Sometimes, the function is simply a wrapper that makes it easier to use an existing function. For example, it is possible to supply default values with the wrapper code so that a generalized function is more easily used in a particular context. An example is the milestones. This function wraps around some lines of ggplot code that so that it is clear what data are needed for ggplot to create a text milestone visualization.

The code for the following functions is found in the Appendix.

This version of the functions requires that you copy the functions into your analysis code and run them so they are initialized. In the future, the functions will likely be made available for more direct use though the standard R-studio installation procedure.

2.4 Tables

Tables are an important fundamental part of milestone visualization. A table has several roles as an essential partner to the graphic visualization.

  • Data Storage: Columns of information about each timeline event are held in tables. Usually, only a few of the columns are used in the graphic visualization. Examining the table provides a richer basis for the interpretation of the events.

  • Precise Values: The graphic visualization often provides a broad overview. The table supplies the precise data. Moreover, the data are often arranged in columns, a format that is both familiar and useful when looking at sets of data.

  • Formatting Information: Tables can have columns of values that are used to add richness to the visualization. Color, size and position are just a few of the graphic elements that can be specified in a table that are then carried over to the visualization.
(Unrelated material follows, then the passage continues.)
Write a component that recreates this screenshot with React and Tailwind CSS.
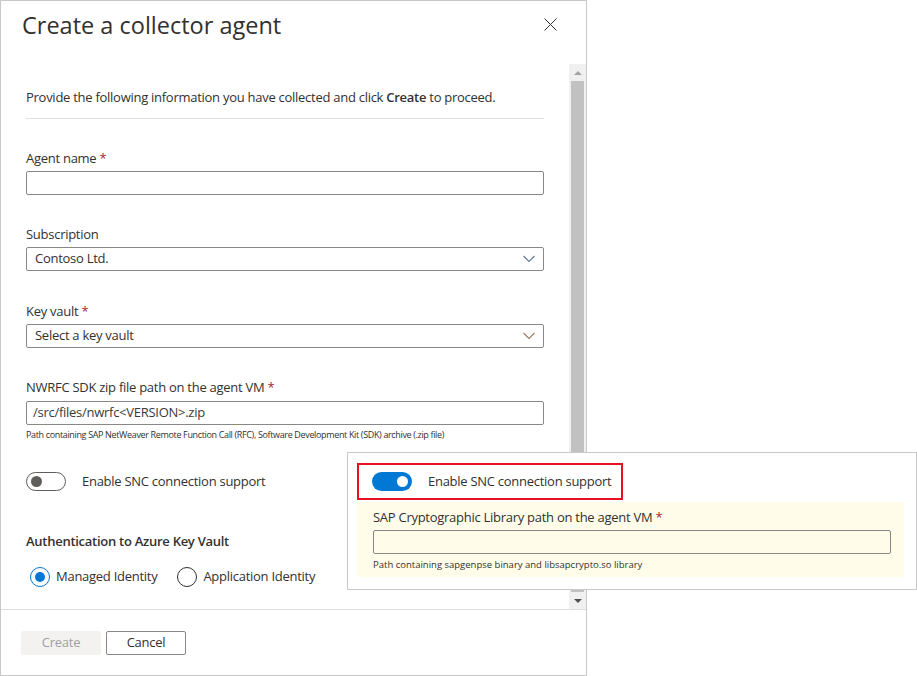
const FONT = { fontFamily: '"Open Sans", "Noto Sans", sans-serif' };

function Label({ children, required }) {
  return (
    <div className="h-[18px] text-[13px] leading-[18px] text-[#323130]">
      {children}
      {required && <span className="text-[#a4262c]"> *</span>}
    </div>
  );
}

function Chevron({ color }) {
  return (
    <svg width="12" height="8" viewBox="0 0 12 8" fill="none">
      <path d="M0.5 1L6 6.5L11.5 1" stroke={color} strokeWidth="1.1" />
    </svg>
  );
}

function Select({ value, chevron }) {
  return (
    <div className="mt-[4px] flex h-[24px] items-center justify-between rounded-[2px] border border-[#8a8886] pl-[8px] pr-[8px] text-[13px] text-[#323130]">
      <span>{value}</span>
      <Chevron color={chevron} />
    </div>
  );
}

function Toggle({ on }) {
  if (on) {
    return (
      <div className="flex h-[19px] w-[40px] items-center justify-end rounded-full bg-[#0078d4] pr-[4px]">
        <div className="h-[11px] w-[11px] rounded-full bg-white" />
      </div>
    );
  }
  return (
    <div className="flex h-[19px] w-[40px] items-center rounded-full border border-[#605e5c] pl-[4px]">
      <div className="h-[11px] w-[11px] rounded-full bg-[#605e5c]" />
    </div>
  );
}

function Radio({ checked, label }) {
  return (
    <div className="flex items-center gap-[6px]">
      <div
        className={
          checked
            ? "flex h-[20px] w-[20px] items-center justify-center rounded-full border border-[#0078d4]"
            : "h-[20px] w-[20px] rounded-full border border-[#323130]"
        }
      >
        {checked && <div className="h-[10px] w-[10px] rounded-full bg-[#0078d4]" />}
      </div>
      <span className="text-[13px] text-[#323130]">{label}</span>
    </div>
  );
}

export default function App() {
  return (
    <div className="relative h-[676px] w-[917px] overflow-hidden bg-white tracking-[-0.27px]" style={FONT}>
      <div className="flex h-[676px] w-[587px] flex-col border border-[#c8c8c8]">
        {/* header */}
        <div className="flex h-[63px] shrink-0 items-start justify-between pl-[21px] pr-[29px] pt-[7px]">
          <h1 className="text-[23.5px] leading-[34px] tracking-normal text-[#323130]">Create a collector agent</h1>
          <svg className="mt-[10px]" width="13" height="13" viewBox="0 0 13 13">
            <path d="M0.5 0.5L12.5 12.5M12.5 0.5L0.5 12.5" stroke="#323130" strokeWidth="1" />
          </svg>
        </div>

        {/* body */}
        <div className="flex min-h-0 flex-1">
          <div className="flex-1 px-[25px] pt-[24px]">
            <p className="text-[13px] leading-[18px] text-[#323130]">
              Provide the following information you have collected and click <b className="font-semibold">Create</b> to proceed.
            </p>
            <div className="mt-[12px] h-px bg-[#e1dfdd]" />

            <div className="mt-[30px]">
              <Label required>Agent name</Label>
              <div className="mt-[4px] h-[24px] rounded-[2px] border border-[#8a8886]" />
            </div>

            <div className="mt-[30px]">
              <Label>Subscription</Label>
              <Select value="Contoso Ltd." chevron="#5f7896" />
            </div>

            <div className="mt-[31px]">
              <Label required>Key vault</Label>
              <Select value="Select a key vault" chevron="#9a7a5e" />
            </div>

            <div className="mt-[30px]">
              <Label required>NWRFC SDK zip file path on the agent VM</Label>
              <div className="mt-[5px] flex h-[24px] items-center rounded-[2px] border border-[#8a8886] pl-[6px] text-[13px] text-[#3b3a39]">
                /src/files/nwrfc&lt;VERSION&gt;.zip
              </div>
              <div className="mt-[3px] text-[9px] leading-[14px] tracking-[-0.35px] text-[#323130]">
                Path containing SAP NetWeaver Remote Function Call (RFC), Software Development Kit (SDK) archive (.zip file)
              </div>
            </div>

            <div className="mt-[30px] flex items-center gap-[16px]">
              <Toggle />
              <span className="text-[13px] text-[#323130]">Enable SNC connection support</span>
            </div>

            <div className="mt-[40px] text-[13px] font-semibold leading-[18px] text-[#323130]">
              Authentication to Azure Key Vault
            </div>
            <div className="mt-[17px] flex items-center gap-[20px] pl-[4px]">
              <Radio checked label="Managed Identity" />
              <Radio label="Application Identity" />
            </div>
          </div>

          {/* scrollbar */}
          <div className="flex w-[17px] flex-col bg-[#f0f0f0]">
            <div className="flex h-[17px] items-center justify-center">
              <div className="h-0 w-0 border-x-[4px] border-b-[4px] border-x-transparent border-b-[#a3a3a3]" />
            </div>
            <div className="mx-[2px] flex-1 bg-[#c1c1c1]" />
            <div className="flex h-[17px] items-center justify-center">
              <div className="h-0 w-0 border-x-[4px] border-t-[4px] border-x-transparent border-t-[#505050]" />
            </div>
          </div>
        </div>

        {/* footer */}
        <div className="flex h-[66px] shrink-0 items-start gap-[5px] border-t border-[#e1dfdd] pl-[20px] pt-[21px]">
          <div className="flex h-[24px] w-[80px] items-center justify-center rounded-[2px] bg-[#f3f2f1] text-[13px] text-[#a19f9d]">
            Create
          </div>
          <div className="flex h-[24px] w-[80px] items-center justify-center rounded-[2px] border border-[#8a8886] text-[13px] text-[#323130]">
            Cancel
          </div>
        </div>
      </div>

      {/* zoomed-in callout */}
      <div className="absolute left-[347px] top-[452px] h-[138px] w-[570px] border border-[#c8c8c8] bg-white pl-[9px] pr-[12px] pt-[10px]">
        <div className="flex h-[37px] w-[266px] items-center gap-[16px] border-2 border-[#e81123] pl-[13px]">
          <Toggle on />
          <span className="text-[13px] text-[#323130]">Enable SNC connection support</span>
        </div>
        <div className="mt-[2px] h-[75px] bg-[#fffde9] pl-[16px] pr-[13px] pt-[6px]">
          <Label required>SAP Cryptographic Library path on the agent VM</Label>
          <div className="mt-[4px] h-[24px] rounded-[2px] border border-[#8a8886]" />
          <div className="mt-[4px] text-[9.5px] leading-[14px] tracking-normal text-[#323130]">
            Path containing sapgenpse binary and libsapcrypto.so library
          </div>
        </div>
      </div>
    </div>
  );
}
The tables are often printed in association with the graphic visualization. Some of the information in the table is not printed (like formatting data). Correspondingly, the graphic may not have all the table information.

Most of the examples pair a graphic visualization with a corresponding table. This further emphasizes the importance of data tables.

Considerable attention is given to making good presentation tables.